Sustainable Site Development
The Biodiversity Centre is located on a previously developed lot that has been decontaminated to restore outdoor spaces in their entirety. In order to encourage the use of alternative transport, no new parking spaces were added. Moreover, the building is located less than 630 meters from a subway station and within 400 m of several bus routes and a bike path. Fourteen parking spaces for bicycles were added, as well as a shower. The heat island effect is mitigated by the installation of a green roof and pale coloured impervious surfaces. Lastly, night lighting is designed to limit light pollution.

Efficient Water Management
In addition to being native, the plants selected for the project are drought tolerant and do not require watering or an irrigation system. The rainwater-fed pool in the central garden helps cool the air naturally on hot days. Moreover, much of the rainwater from the roof is recovered for toilets and urinals, which are also low flow. When these two systems are combined, potable water consumption in the building is reduced by approximately 60% annually. The unrecovered rainwater percolates through the site, reducing the burden on the municipal system and allowing natural infiltration to groundwater.

Energy and Atmosphere
Despite the constraints due to the laboratories and conservation area, the Biodiversity Centre achieves optimal energy consumption by means of ingenious applications of mechanical infrastructures that reduce energy costs by 37%. The energy savings resulting from the installation of a passive solar wall, heat recovery from exhaust air, variable speed drives on HVAC equipment, optimized equipment performance, geothermal heating and an efficient density of lighting fixtures. The HVAC equipment uses refrigerants with a reduced ozone depletion potential (no CFCs and HCFCs) and the fire safety system contains no halon.

Materials and Resources
For construction of the Biodiversity Centre, 25% of materials used were locally extracted and manufactured , including Champlain stone, stone dust, slate, concrete elements, gypsum, cabinetry wood and torrefied wood. The majority of the wood used is FSC certified. In addition, several materials such as steel, gypsum, glass, insulation, acoustical tile and resilient flooring have recycled content, for a total of more than 16%. Lastly, to extend the life of the entire building, a study of the envelope assembly in relation to the useful life of the materials was carried out.
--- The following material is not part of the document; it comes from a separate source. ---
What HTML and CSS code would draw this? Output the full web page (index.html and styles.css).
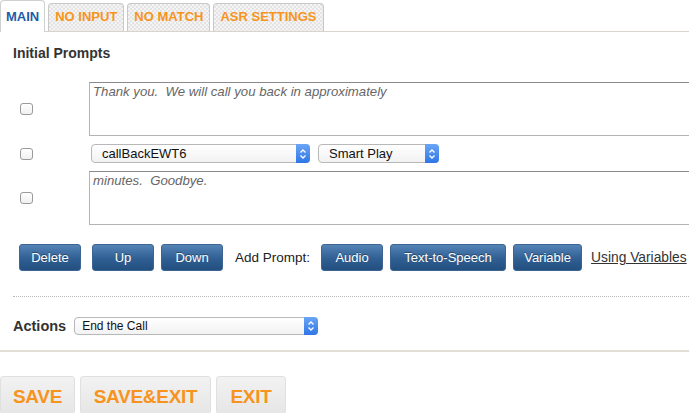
FILE: index.html
```html
<!DOCTYPE html>
<html>
<head>
<meta charset="utf-8">
<link rel="stylesheet" href="styles.css">
</head>
<body>
<div class="page">
  <div class="tabs">
    <div class="tab active">MAIN</div>
    <div class="tab">NO INPUT</div>
    <div class="tab">NO MATCH</div>
    <div class="tab">ASR SETTINGS</div>
  </div>
  <div class="content">
    <h2 class="heading">Initial Prompts</h2>
    <div class="prompts">
      <div class="row tall">
        <span class="check"></span>
        <div class="area">Thank you.&nbsp; We will call you back in approximately</div>
      </div>
      <div class="row short">
        <span class="check"></span>
        <div class="selects">
          <div class="sel w-var"><span>callBackEWT6</span><i class="step"><svg viewBox="0 0 8 12" width="8" height="12"><path d="M1.5 4.5 L4 2 L6.5 4.5 M1.5 7.5 L4 10 L6.5 7.5" fill="none" stroke="#fff" stroke-width="1.3"/></svg></i></div>
          <div class="sel w-play"><span>Smart Play</span><i class="step"><svg viewBox="0 0 8 12" width="8" height="12"><path d="M1.5 4.5 L4 2 L6.5 4.5 M1.5 7.5 L4 10 L6.5 7.5" fill="none" stroke="#fff" stroke-width="1.3"/></svg></i></div>
        </div>
      </div>
      <div class="row tall">
        <span class="check"></span>
        <div class="area">minutes.&nbsp; Goodbye.</div>
      </div>
    </div>
    <div class="btnbar">
      <span class="btn w62">Delete</span>
      <span class="btn w62 ml11">Up</span>
      <span class="btn w62">Down</span>
      <span class="label">Add Prompt:</span>
      <span class="btn w62">Audio</span>
      <span class="btn w116">Text-to-Speech</span>
      <span class="btn w69">Variable</span>
      <a class="link">Using Variables</a>
    </div>
    <div class="dotted"></div>
    <div class="actions">
      <span class="alabel">Actions</span>
      <div class="sel w-act"><span>End the Call</span><i class="step"><svg viewBox="0 0 8 12" width="8" height="12"><path d="M1.5 4.5 L4 2 L6.5 4.5 M1.5 7.5 L4 10 L6.5 7.5" fill="none" stroke="#fff" stroke-width="1.3"/></svg></i></div>
    </div>
  </div>
  <div class="solid"></div>
  <div class="footer">
    <span class="fbtn w75">SAVE</span>
    <span class="fbtn w131">SAVE&amp;EXIT</span>
    <span class="fbtn w70">EXIT</span>
  </div>
</div>
</body>
</html>
```
FILE: styles.css
```css
html, body { margin: 0; padding: 0; background: #fff; overflow: hidden; }
body { font-family: "Liberation Sans", Arial, sans-serif; color: #222; }
.page { width: 689px; height: 413px; overflow: hidden; }

.tabs { display: flex; gap: 3px; height: 31px; border-bottom: 1px solid #d8d4cc; align-items: flex-end; }
.tab {
  height: 28px; box-sizing: border-box; padding: 0 6px;
  font-size: 13px; font-weight: bold; color: #f7941d; line-height: 26px;
  border: 1px solid #c8c8c8; border-bottom: none; border-radius: 4px 4px 0 0;
  background-color: #ececec;
  background-image: repeating-conic-gradient(#e4e4e4 0 25%, #f4f4f4 0 50%);
  background-size: 4px 4px;
}
.tab.active {
  height: 32px; margin-bottom: -1px; background: #fff; color: #1d5ca8;
  line-height: 32px; padding: 0 5px; border-color: #d0d0d0;
}

.content { padding-left: 13px; }
.heading { margin: 13px 0 0; font-size: 14px; font-weight: bold; line-height: 17px; color: #333; }

.prompts { margin-top: 20px; display: flex; flex-direction: column; gap: 8px; }
.row { display: flex; align-items: center; }
.row.tall { height: 54px; }
.row.short { height: 19px; }
.check {
  flex: none; width: 13px; height: 12px; margin-left: 7px; margin-right: 56px; box-sizing: border-box;
  border: 1px solid #9a9a9a; border-radius: 3px; background: linear-gradient(#fff, #f0f0f0);
}
.area {
  width: 700px; flex: none; height: 54px; box-sizing: border-box;
  border: 1px solid #b4b4b4; border-top-color: #8a8a8a; padding: 1px 3px;
  font-size: 13.2px; font-style: italic; color: #666; line-height: 15px;
}
.selects { display: flex; gap: 8px; padding-left: 2px; }
.sel {
  flex: none; height: 19px; box-sizing: border-box; border: 1px solid #b8b8b8; border-radius: 4px;
  background: linear-gradient(#fff, #f2f2f2); display: flex; align-items: center; justify-content: space-between;
  font-size: 13px; color: #111; padding-left: 10px; position: relative;
}
.w-var { width: 219px; }
.w-play { width: 121px; }
.w-act { width: 244px; font-size: 12px; padding-left: 7px; height: 18px; }
.step {
  width: 14px; height: calc(100% + 2px); margin: -1px -1px -1px 0; border-radius: 0 4px 4px 0;
  background: linear-gradient(#6aa6f5, #2f76e6); display: flex; align-items: center; justify-content: center;
}

.btnbar { display: flex; align-items: center; margin-top: 19px; height: 27px; padding-left: 6px; gap: 7px; }
.btn {
  flex: none; height: 27px; box-sizing: border-box; display: inline-flex; align-items: center; justify-content: center;
  background: linear-gradient(#5583b6, #2f5f93 55%, #234f80);
  border: 1px solid #3d6593; border-radius: 3px;
  color: #fff; font-size: 13px; text-shadow: 0 -1px 0 rgba(0,0,0,0.35);
}
.ml11 { margin-left: 4px; }
.w62 { width: 62px; }
.w116 { width: 116px; }
.w69 { width: 69px; }
.label { font-size: 13.5px; color: #222; margin: 0 4px 0 5px; }
.link { font-size: 13.8px; color: #333; text-decoration: underline; margin-left: 2px; white-space: nowrap; }

.dotted { margin-top: 25px; border-top: 1px dotted #b8b8b8; height: 0; }
.actions { display: flex; align-items: center; margin-top: 20px; gap: 8px; }
.alabel { font-size: 14.5px; font-weight: bold; color: #333; }

.solid { margin-top: 15px; border-top: 2px solid #e2ddd5; }
.footer { display: flex; gap: 5px; margin-top: 24px; }
.fbtn {
  height: 38px; box-sizing: border-box; display: inline-flex; align-items: center; justify-content: center;
  background: linear-gradient(#f2f2f2, #e6e6e6); border: 1px solid #e0e0e0; border-radius: 3px;
  color: #f7941d; font-weight: bold; font-size: 19px; letter-spacing: -0.3px; padding-top: 4px;
}
.w75 { width: 75px; }
.w131 { width: 131px; }
.w70 { width: 70px; }
```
Indoor Environment Quality
To reduce the quantities of pollutants in the building, all the adhesives, paints, primers, coatings, sealants, flooring, composite materials and the furnishings selected have emission rates (VOCs) below the prescribed limit. In addition, to reduce adverse effects on air and water quality, housekeeping is carried out with environmentally friendly products. The supply of fresh air to the building is above the recommended level, and CO2 sensors have been installed. Lastly, users have access to windows that open, and are able to control lighting, temperature and ventilation in their workplace, while 90% of the rooms have external views.
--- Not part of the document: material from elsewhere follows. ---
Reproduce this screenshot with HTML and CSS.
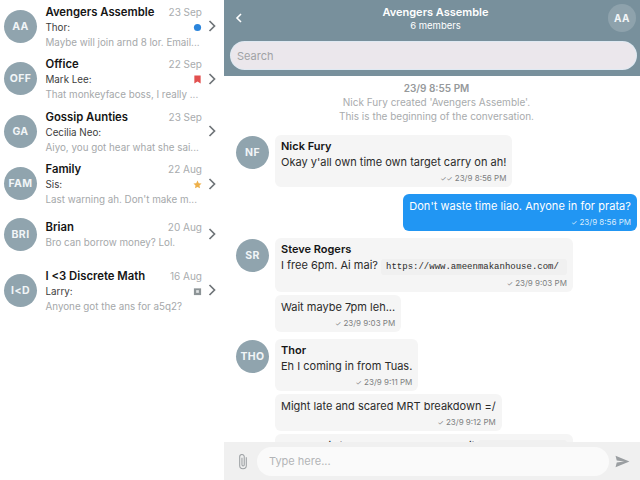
FILE: index.html
```html
<!DOCTYPE html>
<html lang="en">
<head>
<meta charset="utf-8">
<title>Avengers Assemble</title>
<link rel="stylesheet" href="styles.css">
</head>
<body>
<div class="app">
  <aside class="sidebar">
    <div class="row">
      <div class="avatar">AA</div>
      <div class="row-main">
        <div class="row-top"><span class="row-name">Avengers Assemble</span><span class="row-date">23 Sep</span></div>
        <div class="row-mid"><span class="row-from">Thor:</span><svg class="mark" viewBox="0 0 10 10"><circle cx="5" cy="5" r="4" fill="#2b85dc"/></svg></div>
        <div class="row-text">Maybe will join arnd 8 lor. Email...</div>
      </div>
      <svg class="chev" viewBox="0 0 10 14"><path d="M2.5 2l5 5-5 5" fill="none" stroke="#6f7478" stroke-width="1.7"/></svg>
    </div>
    <div class="row">
      <div class="avatar">OFF</div>
      <div class="row-main">
        <div class="row-top"><span class="row-name">Office</span><span class="row-date">22 Sep</span></div>
        <div class="row-mid"><span class="row-from">Mark Lee:</span><svg class="mark" viewBox="0 0 10 10"><path d="M1.5 0.5h7v9L5 7.3 1.5 9.5z" fill="#e2504f"/></svg></div>
        <div class="row-text">That monkeyface boss, I really ...</div>
      </div>
      <svg class="chev" viewBox="0 0 10 14"><path d="M2.5 2l5 5-5 5" fill="none" stroke="#6f7478" stroke-width="1.7"/></svg>
    </div>
    <div class="row">
      <div class="avatar">GA</div>
      <div class="row-main">
        <div class="row-top"><span class="row-name">Gossip Aunties</span><span class="row-date">23 Sep</span></div>
        <div class="row-mid"><span class="row-from">Cecilia Neo:</span></div>
        <div class="row-text">Aiyo, you got hear what she sai...</div>
      </div>
      <svg class="chev" viewBox="0 0 10 14"><path d="M2.5 2l5 5-5 5" fill="none" stroke="#6f7478" stroke-width="1.7"/></svg>
    </div>
    <div class="row">
      <div class="avatar">FAM</div>
      <div class="row-main">
        <div class="row-top"><span class="row-name">Family</span><span class="row-date">22 Aug</span></div>
        <div class="row-mid"><span class="row-from">Sis:</span><svg class="mark" viewBox="0 0 10 10"><path d="M5 .6l1.4 2.9 3.1.4-2.3 2.2.6 3.2L5 7.8 2.2 9.3l.6-3.2L.5 3.9l3.1-.4z" fill="#eeb04a"/></svg></div>
        <div class="row-text">Last warning ah. Don't make m...</div>
      </div>
      <svg class="chev" viewBox="0 0 10 14"><path d="M2.5 2l5 5-5 5" fill="none" stroke="#6f7478" stroke-width="1.7"/></svg>
    </div>
    <div class="row row-short">
      <div class="avatar">BRI</div>
      <div class="row-main">
        <div class="row-top"><span class="row-name">Brian</span><span class="row-date">20 Aug</span></div>
        <div class="row-text">Bro can borrow money? Lol.</div>
      </div>
      <svg class="chev" viewBox="0 0 10 14"><path d="M2.5 2l5 5-5 5" fill="none" stroke="#6f7478" stroke-width="1.7"/></svg>
    </div>
    <div class="row">
      <div class="avatar">I&lt;D</div>
      <div class="row-main">
        <div class="row-top"><span class="row-name">I &lt;3 Discrete Math</span><span class="row-date">16 Aug</span></div>
        <div class="row-mid"><span class="row-from">Larry:</span><svg class="mark" viewBox="0 0 10 10"><path d="M1 1.5h8v7.500H1z" fill="#8d9497"/><rect x="3.500" y="3.500" width="3" height="3" fill="#dfe2e3"/></svg></div>
        <div class="row-text">Anyone got the ans for a5q2?</div>
      </div>
      <svg class="chev" viewBox="0 0 10 14"><path d="M2.5 2l5 5-5 5" fill="none" stroke="#6f7478" stroke-width="1.7"/></svg>
    </div>
  </aside>

  <main class="chat">
    <header class="chat-header">
      <div class="title-bar">
        <svg class="back" viewBox="0 0 8 12"><path d="M6 2L2 6l4 4" fill="none" stroke="#fff" stroke-width="1.6"/></svg>
        <div class="title-text">
          <div class="title">Avengers Assemble</div>
          <div class="subtitle">6 members</div>
        </div>
        <div class="avatar avatar-head">AA</div>
      </div>
      <div class="search">Search</div>
    </header>

    <section class="messages">
      <div class="system">
        <div class="system-time">23/9 8:55 PM</div>
        <div>Nick Fury created 'Avengers Assemble'.</div>
        <div>This is the beginning of the conversation.</div>
      </div>

      <div class="group">
        <div class="avatar">NF</div>
        <div class="bubbles">
          <div class="bubble">
            <div class="sender">Nick Fury</div>
            <div class="text">Okay y'all own time own target carry on ah!</div>
            <div class="meta"><span class="tick">✓✓</span> 23/9 8:56 PM</div>
          </div>
        </div>
      </div>

      <div class="bubble bubble-own">
        <div class="text">Don't waste time liao. Anyone in for prata?</div>
        <div class="meta"><span class="tick">✓</span> 23/9 8:56 PM</div>
      </div>

      <div class="group">
        <div class="avatar">SR</div>
        <div class="bubbles">
          <div class="bubble">
            <div class="sender">Steve Rogers</div>
            <div class="text">I free 6pm. Ai mai? <code class="link">https://www.ameenmakanhouse.com/</code></div>
            <div class="meta"><span class="tick">✓</span> 23/9 9:03 PM</div>
          </div>
          <div class="bubble">
            <div class="text">Wait maybe 7pm leh...</div>
            <div class="meta"><span class="tick">✓</span> 23/9 9:03 PM</div>
          </div>
        </div>
      </div>

      <div class="group">
        <div class="avatar">THO</div>
        <div class="bubbles">
          <div class="bubble">
            <div class="sender">Thor</div>
            <div class="text">Eh I coming in from Tuas.</div>
            <div class="meta"><span class="tick">✓</span> 23/9 9:11 PM</div>
          </div>
          <div class="bubble">
            <div class="text">Might late and scared MRT breakdown =/</div>
            <div class="meta"><span class="tick">✓</span> 23/9 9:12 PM</div>
          </div>
          <div class="bubble">
            <div class="text">Maybe will take and Grab. Really a bit <code class="link">https://go.sg/</code></div>
          </div>
        </div>
      </div>
    </section>

    <footer class="composer">
      <svg class="clip" viewBox="0 0 12 18"><path d="M9.500 4.500v8.700a3.500 3.500 0 0 1-7 0V4a2.400 2.400 0 0 1 4.800 0v8.500a1.200 1.200 0 0 1-2.400 0V5" fill="none" stroke="#9b9fa2" stroke-width="1.100"/></svg>
      <div class="input">Type here...</div>
      <svg class="send" viewBox="0 0 16 14"><path d="M.5.8L15.500 7 .5 13.200 1.800 8l8-1-8-1z" fill="#9a9ea1"/></svg>
    </footer>
  </main>
</div>
</body>
</html>
```

FILE: styles.css
```css
* { box-sizing: border-box; }

html, body {
  margin: 0;
  height: 100%;
  overflow: hidden;
}

body {
  font-family: "Inter", "Liberation Sans", sans-serif;
  color: #2b2b2b;
  background: #fff;
}

.app {
  display: grid;
  grid-template-columns: 224px 416px;
  height: 480px;
}

.avatar {
  flex: none;
  display: flex;
  align-items: center;
  justify-content: center;
  width: 33px;
  height: 33px;
  border-radius: 50%;
  background: #90a4ae;
  color: #f1f5f7;
  font-size: 10.500px;
  font-weight: 700;
  letter-spacing: .4px;
}

/* Conversation list */
.sidebar {
  display: flex;
  flex-direction: column;
  padding-right: 1px;
  background: #fff;
}

.row {
  display: flex;
  align-items: center;
  height: 52.500px;
  padding-left: 4px;
}

.row-short {
  height: 48px;
  margin-bottom: 6px;
}

.row-main {
  flex: 1;
  min-width: 0;
  margin: 0 3px 0 8.500px;
  padding-top: 2px;
  font-size: 9.800px;
  line-height: 15px;
}

.row-top,
.row-mid {
  display: flex;
  justify-content: space-between;
  align-items: center;
}

.row-name {
  font-size: 11.300px;
  font-weight: 600;
  color: #151515;
}

.row-date {
  font-size: 10px;
  color: #a9acae;
}

.row-from {
  color: #3c3c3c;
}

.row-text {
  color: #a5a8aa;
  white-space: nowrap;
}

.mark {
  width: 9px;
  height: 9px;
}

.chev {
  flex: none;
  width: 10px;
  height: 14px;
  margin: 0 6px 0 2px;
}

/* Chat column */
.chat {
  display: flex;
  flex-direction: column;
  height: 480px;
  min-width: 0;
  overflow: hidden;
}

.chat-header {
  flex: none;
  height: 76px;
  padding: 0 4px;
  background: #78909c;
}

.title-bar {
  display: grid;
  grid-template-columns: 1fr auto 1fr;
  align-items: center;
  height: 42px;
  padding: 0 0 6px 7px;
}

.back {
  width: 8px;
  height: 12px;
}

.title-text {
  margin-top: 2px;
  text-align: center;
  color: #fff;
  line-height: 13px;
}

.title {
  font-size: 11px;
  font-weight: 600;
}

.subtitle {
  font-size: 9.500px;
}

.avatar-head {
  justify-self: end;
  width: 28px;
  height: 28px;
  background: #8ea2ac;
  font-size: 10px;
}

.search {
  height: 27px;
  margin-left: 3px;
  padding: 0 6px;
  border-radius: 14px;
  background: #ebe7ec;
  box-shadow: 0 0 0 1px #dfe9f2;
  color: #a0a2a5;
  font-size: 11px;
  line-height: 29px;
}

.messages {
  flex: 1;
  min-height: 0;
  overflow: hidden;
  display: flex;
  flex-direction: column;
  gap: 7px;
  padding: 5px 3px 0 12px;
}

.system {
  flex: none;
  margin-bottom: 5px;
  text-align: center;
  font-size: 10px;
  line-height: 14px;
  color: #a8abad;
}

.system-time {
  font-weight: 600;
  color: #96999b;
}

.group {
  flex: none;
  display: flex;
  gap: 6px;
}

.group > .avatar {
  margin-top: 1px;
}

.bubbles {
  display: flex;
  flex-direction: column;
  align-items: flex-start;
  gap: 3px;
}

.bubble {
  flex: none;
  padding: 4px 6px 3px;
  border-radius: 6px;
  background: #f5f5f5;
}

.bubble-own {
  align-self: flex-end;
  background: #2196f3;
  color: #fff;
}

.bubble-own .text {
  letter-spacing: .05px;
}

.sender {
  font-size: 11px;
  font-weight: 600;
  line-height: 15px;
  color: #151515;
}

.text {
  font-size: 11px;
  line-height: 16px;
  white-space: nowrap;
}

.link {
  display: inline-block;
  padding: 0 8px 0 5px;
  border-radius: 3px;
  background: #f0f0f0;
  font-family: "Liberation Mono", monospace;
  font-size: 9px;
  line-height: 16px;
}

.meta {
  margin-top: 3px;
  text-align: right;
  font-size: 8px;
  line-height: 11px;
  color: #7d7f81;
}

.bubble-own .meta {
  color: #d8ecfc;
}

.tick {
  font-size: 7px;
}

.composer {
  flex: none;
  display: flex;
  align-items: center;
  height: 38px;
  padding: 0 10px 0 13px;
  background: #f0f0f0;
}

.clip {
  flex: none;
  width: 12px;
  height: 17px;
}

.input {
  flex: 1;
  height: 29px;
  margin: 1px 6px 0 8px;
  padding: 0 12px;
  border-radius: 15px;
  background: #fafafa;
  color: #b3b5b7;
  font-size: 11px;
  line-height: 29px;
}

.send {
  flex: none;
  width: 15px;
  height: 13px;
}
```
Innovation and Design Process:
The University of Montreal Biodiversity Centre, together with the LEED team and the accredited professional, set up a public education plan in order to inform users and other visitors about the various systems used to reduce the energy required for the operation of the building. All the strategies implemented combine to achieve exemplary performance in terms of reducing water consumption. In addition, all workstations were selected to meet the GreenGuard standard.

Obstacles and Solutions
The main client for this project was the University of Montreal. However, the Botanical Garden was also involved, since it is the ultimate owner of the land subject to a 30 year emphyteutic lease. The viewpoints of these two entities–the University having very specific functional requirements, the Botanical Garden wishing to maintain its image–had to be reconciled. The building is an extension of the original pavilion and greenhouses. Located at the entrance to the Park, it serves as an emblem of Space for Life. The expertise of the Botanical Garden and IRBV were also brought into play to preserve the existing vegetation and restore the native landscape.